__Data block__:
* Start *
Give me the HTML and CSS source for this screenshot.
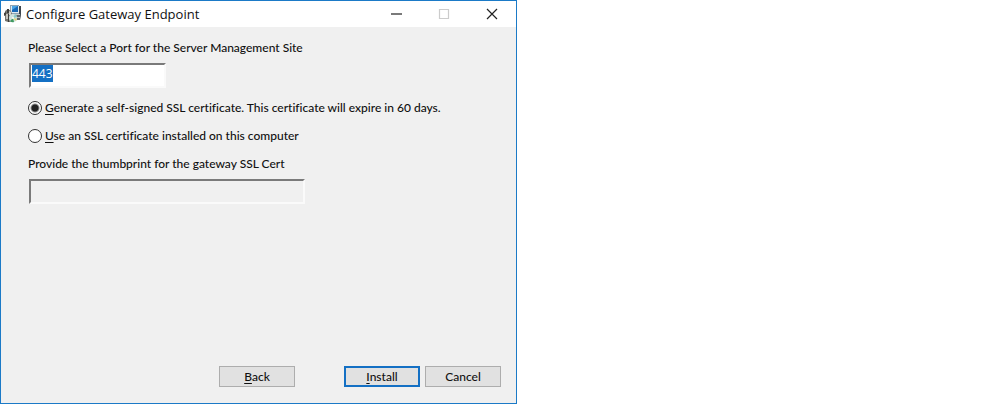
FILE: index.html
```
<!DOCTYPE html>
<html lang="en">
<head>
    <meta charset="UTF-8">
    <meta name="viewport" content="width=device-width, initial-scale=1.0">
    <title>Configure Gateway Endpoint</title>
    <link rel="stylesheet" href="styles.css">
</head>
<body>
    <form class="window" onsubmit="return false;">
        <header class="titlebar">
            <svg class="app-icon" viewBox="0 0 18 18" aria-hidden="true">
                <!-- computer -->
                <path d="M6 0h9v9H6z" fill="#8fa3b3"/>
                <path d="M7 1h8v7H7z" fill="#dfe9f0"/>
                <path d="M8 1h6v6H8z" fill="#1668b8"/>
                <path d="M8 1h6L8 5z" fill="#4aa5e6"/>
                <path d="M15 1h2v10h-2z" fill="#3c454d"/>
                <path d="M9 9h7l1 2-1 4h-3z" fill="#5d6468"/>
                <path d="M9 9h7v1H9z" fill="#c4cace"/>
                <path d="M12 12h4v1h-4z" fill="#b3b9bc"/>
                <!-- box -->
                <path d="M1 6l3-2 3 2 1 3v7l-2 1H4l-3-1z" fill="#77756f"/>
                <path d="M0 8l2-1v3l-2 1z" fill="#44433f"/>
                <path d="M3 4h2v4H3z" fill="#3e3d3a"/>
                <path d="M5 6l2 1v3H5z" fill="#d5d3cc"/>
                <path d="M2 9h2v5H2z" fill="#c6c3bb"/>
                <path d="M4 9h1v8H4z" fill="#3e3d3a"/>
                <!-- disc -->
                <circle cx="9" cy="13" r="4" fill="#cfe0dc"/>
                <path d="M9 13l-3 3a4 4 0 0 0 4 1z" fill="#3f9a62"/>
                <path d="M9 13l4-1a4 4 0 0 0-2-3z" fill="#85c7c8"/>
                <path d="M9 13l3 3 1-2z" fill="#e5d36b"/>
                <circle cx="9" cy="13" r="1" fill="#fff"/>
            </svg>
            <h1 class="title">Configure Gateway Endpoint</h1>
            <div class="controls">
                <button type="button" class="control" aria-label="Minimize">
                    <svg viewBox="0 0 12 12"><path d="M1 6h11"/></svg>
                </button>
                <button type="button" class="control" aria-label="Maximize" disabled>
                    <svg viewBox="0 0 12 12"><path d="M1.500 1.500h9v9h-9z"/></svg>
                </button>
                <button type="button" class="control" aria-label="Close">
                    <svg viewBox="0 0 12 12"><path d="M1 1l10 10M11 1L1 11"/></svg>
                </button>
            </div>
        </header>
        <main class="content">
            <label class="label" for="port">Please Select a Port for the Server Management Site</label>
            <input class="field port" type="text" id="port" name="port" value="443">
            <label class="option">
                <input type="radio" name="cert" value="generate" checked>
                <span><u>G</u>enerate a self-signed SSL certificate. This certificate will expire in 60 days.</span>
            </label>
            <label class="option">
                <input type="radio" name="cert" value="installed">
                <span><u>U</u>se an SSL certificate installed on this computer</span>
            </label>
            <label class="label" for="thumbprint">Provide the thumbprint for the gateway SSL Cert</label>
            <input class="field thumbprint" type="text" id="thumbprint" name="thumbprint" disabled>
        </main>
        <footer class="actions">
            <button type="button" class="btn back"><u>B</u>ack</button>
            <button type="submit" class="btn default"><u>I</u>nstall</button>
            <button type="button" class="btn">Cancel</button>
        </footer>
    </form>

    <script type="text/javascript">
        var port = document.getElementById('port');
        var thumbprint = document.getElementById('thumbprint');
        var certs = document.getElementsByName('cert');

        port.focus();
        port.select();

        // the thumbprint is only needed for an installed certificate
        for (var i = 0; i < certs.length; i++) {
            certs[i].onchange = function () {
                thumbprint.disabled = this.value != 'installed';
            };
        }
    </script>
</body>
</html>
```
FILE: styles.css
```
* {
    box-sizing: border-box;
}

body {
    margin: 0;
    background: #fff;
    color: #111;
    font-family: Lato, "Open Sans", sans-serif;
    font-size: 12px;
    font-weight: 500;
    font-variant-ligatures: none;
}

button,
input {
    font: inherit;
    color: inherit;
}

u {
    text-underline-offset: 2px;
}

.window {
    display: flex;
    flex-direction: column;
    width: 100%;
    max-width: 517px;
    min-height: 100vh;
    background: #f0f0f0;
    border: 1px solid #1b7ac7;
}

/* title bar */

.titlebar {
    display: flex;
    align-items: center;
    height: 26px;
    padding-left: 3px;
    background: #fff;
}

.app-icon {
    width: 18px;
    height: 18px;
}

.title {
    flex: 1;
    margin: 0 0 0 4px;
    font-family: "Open Sans", sans-serif;
    font-size: 13px;
    font-weight: normal;
    line-height: 24px;
}

.controls {
    display: flex;
}

.control {
    display: flex;
    align-items: center;
    justify-content: center;
    width: 48px;
    height: 26px;
    padding: 0;
    border: 0;
    background: none;
}

.control svg {
    width: 12px;
    height: 12px;
    fill: none;
    stroke: #222;
    stroke-width: 1.2;
}

.control:disabled svg {
    stroke: #ccc;
}

/* form */

.content {
    display: flex;
    flex: 1;
    flex-direction: column;
    align-items: flex-start;
    padding: 13px 27px;
}

.label {
    line-height: 16px;
}

.field {
    width: 100%;
    height: 25px;
    margin: 7px 0 12px 1px;
    padding: 0 1px 4px;
    background: #fff;
    border: 2px solid;
    border-color: #7a7a7a #fafafa #fafafa #7a7a7a;
    outline: 0;
    font-family: "Open Sans", sans-serif;
    font-weight: normal;
}

.field::selection {
    background: #1470c4;
    color: #fff;
}

.field:disabled {
    background: #f0f0f0;
}

.port {
    max-width: 137px;
}

.thumbprint {
    max-width: 276px;
}

.option {
    display: flex;
    align-items: center;
    gap: 3px;
    margin-bottom: 12px;
    line-height: 16px;
}

.option input {
    appearance: none;
    flex: none;
    width: 14px;
    height: 14px;
    margin: 0;
    background: #fff;
    border: 1px solid #333;
    border-radius: 50%;
}

.option input:checked {
    background: radial-gradient(circle, #222 3px, #fff 5px);
}

/* buttons */

.actions {
    display: flex;
    justify-content: flex-end;
    gap: 5px;
    padding: 0 15px 16px;
}

.btn {
    width: 76px;
    height: 21px;
    padding: 0;
    line-height: 16px;
    background: #e1e1e1;
    border: 1px solid #adadad;
}

.btn.default {
    border: 2px solid #1470c4;
}

.back {
    margin-right: 44px;
}
```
* End *
__Objective__: Every line of the data should be copied as it stands, without the images.

__Worked solution__:
Give me the HTML and CSS source for this screenshot.
FILE: index.html
```
<!DOCTYPE html>
<html lang="en">
<head>
    <meta charset="UTF-8">
    <meta name="viewport" content="width=device-width, initial-scale=1.0">
    <title>Configure Gateway Endpoint</title>
    <link rel="stylesheet" href="styles.css">
</head>
<body>
    <form class="window" onsubmit="return false;">
        <header class="titlebar">
            <svg class="app-icon" viewBox="0 0 18 18" aria-hidden="true">
                <!-- computer -->
                <path d="M6 0h9v9H6z" fill="#8fa3b3"/>
                <path d="M7 1h8v7H7z" fill="#dfe9f0"/>
                <path d="M8 1h6v6H8z" fill="#1668b8"/>
                <path d="M8 1h6L8 5z" fill="#4aa5e6"/>
                <path d="M15 1h2v10h-2z" fill="#3c454d"/>
                <path d="M9 9h7l1 2-1 4h-3z" fill="#5d6468"/>
                <path d="M9 9h7v1H9z" fill="#c4cace"/>
                <path d="M12 12h4v1h-4z" fill="#b3b9bc"/>
                <!-- box -->
                <path d="M1 6l3-2 3 2 1 3v7l-2 1H4l-3-1z" fill="#77756f"/>
                <path d="M0 8l2-1v3l-2 1z" fill="#44433f"/>
                <path d="M3 4h2v4H3z" fill="#3e3d3a"/>
                <path d="M5 6l2 1v3H5z" fill="#d5d3cc"/>
                <path d="M2 9h2v5H2z" fill="#c6c3bb"/>
                <path d="M4 9h1v8H4z" fill="#3e3d3a"/>
                <!-- disc -->
                <circle cx="9" cy="13" r="4" fill="#cfe0dc"/>
                <path d="M9 13l-3 3a4 4 0 0 0 4 1z" fill="#3f9a62"/>
                <path d="M9 13l4-1a4 4 0 0 0-2-3z" fill="#85c7c8"/>
                <path d="M9 13l3 3 1-2z" fill="#e5d36b"/>
                <circle cx="9" cy="13" r="1" fill="#fff"/>
            </svg>
            <h1 class="title">Configure Gateway Endpoint</h1>
            <div class="controls">
                <button type="button" class="control" aria-label="Minimize">
                    <svg viewBox="0 0 12 12"><path d="M1 6h11"/></svg>
                </button>
                <button type="button" class="control" aria-label="Maximize" disabled>
                    <svg viewBox="0 0 12 12"><path d="M1.500 1.500h9v9h-9z"/></svg>
                </button>
                <button type="button" class="control" aria-label="Close">
                    <svg viewBox="0 0 12 12"><path d="M1 1l10 10M11 1L1 11"/></svg>
                </button>
            </div>
        </header>
        <main class="content">
            <label class="label" for="port">Please Select a Port for the Server Management Site</label>
            <input class="field port" type="text" id="port" name="port" value="443">
            <label class="option">
                <input type="radio" name="cert" value="generate" checked>
                <span><u>G</u>enerate a self-signed SSL certificate. This certificate will expire in 60 days.</span>
            </label>
            <label class="option">
                <input type="radio" name="cert" value="installed">
                <span><u>U</u>se an SSL certificate installed on this computer</span>
            </label>
            <label class="label" for="thumbprint">Provide the thumbprint for the gateway SSL Cert</label>
            <input class="field thumbprint" type="text" id="thumbprint" name="thumbprint" disabled>
        </main>
        <footer class="actions">
            <button type="button" class="btn back"><u>B</u>ack</button>
            <button type="submit" class="btn default"><u>I</u>nstall</button>
            <button type="button" class="btn">Cancel</button>
        </footer>
    </form>

    <script type="text/javascript">
        var port = document.getElementById('port');
        var thumbprint = document.getElementById('thumbprint');
        var certs = document.getElementsByName('cert');

        port.focus();
        port.select();

        // the thumbprint is only needed for an installed certificate
        for (var i = 0; i < certs.length; i++) {
            certs[i].onchange = function () {
                thumbprint.disabled = this.value != 'installed';
            };
        }
    </script>
</body>
</html>
```
FILE: styles.css
```
* {
    box-sizing: border-box;
}

body {
    margin: 0;
    background: #fff;
    color: #111;
    font-family: Lato, "Open Sans", sans-serif;
    font-size: 12px;
    font-weight: 500;
    font-variant-ligatures: none;
}

button,
input {
    font: inherit;
    color: inherit;
}

u {
    text-underline-offset: 2px;
}

.window {
    display: flex;
    flex-direction: column;
    width: 100%;
    max-width: 517px;
    min-height: 100vh;
    background: #f0f0f0;
    border: 1px solid #1b7ac7;
}

/* title bar */

.titlebar {
    display: flex;
    align-items: center;
    height: 26px;
    padding-left: 3px;
    background: #fff;
}

.app-icon {
    width: 18px;
    height: 18px;
}

.title {
    flex: 1;
    margin: 0 0 0 4px;
    font-family: "Open Sans", sans-serif;
    font-size: 13px;
    font-weight: normal;
    line-height: 24px;
}

.controls {
    display: flex;
}

.control {
    display: flex;
    align-items: center;
    justify-content: center;
    width: 48px;
    height: 26px;
    padding: 0;
    border: 0;
    background: none;
}

.control svg {
    width: 12px;
    height: 12px;
    fill: none;
    stroke: #222;
    stroke-width: 1.2;
}

.control:disabled svg {
    stroke: #ccc;
}

/* form */

.content {
    display: flex;
    flex: 1;
    flex-direction: column;
    align-items: flex-start;
    padding: 13px 27px;
}

.label {
    line-height: 16px;
}

.field {
    width: 100%;
    height: 25px;
    margin: 7px 0 12px 1px;
    padding: 0 1px 4px;
    background: #fff;
    border: 2px solid;
    border-color: #7a7a7a #fafafa #fafafa #7a7a7a;
    outline: 0;
    font-family: "Open Sans", sans-serif;
    font-weight: normal;
}

.field::selection {
    background: #1470c4;
    color: #fff;
}

.field:disabled {
    background: #f0f0f0;
}

.port {
    max-width: 137px;
}

.thumbprint {
    max-width: 276px;
}

.option {
    display: flex;
    align-items: center;
    gap: 3px;
    margin-bottom: 12px;
    line-height: 16px;
}

.option input {
    appearance: none;
    flex: none;
    width: 14px;
    height: 14px;
    margin: 0;
    background: #fff;
    border: 1px solid #333;
    border-radius: 50%;
}

.option input:checked {
    background: radial-gradient(circle, #222 3px, #fff 5px);
}

/* buttons */

.actions {
    display: flex;
    justify-content: flex-end;
    gap: 5px;
    padding: 0 15px 16px;
}

.btn {
    width: 76px;
    height: 21px;
    padding: 0;
    line-height: 16px;
    background: #e1e1e1;
    border: 1px solid #adadad;
}

.btn.default {
    border: 2px solid #1470c4;
}

.back {
    margin-right: 44px;
}
```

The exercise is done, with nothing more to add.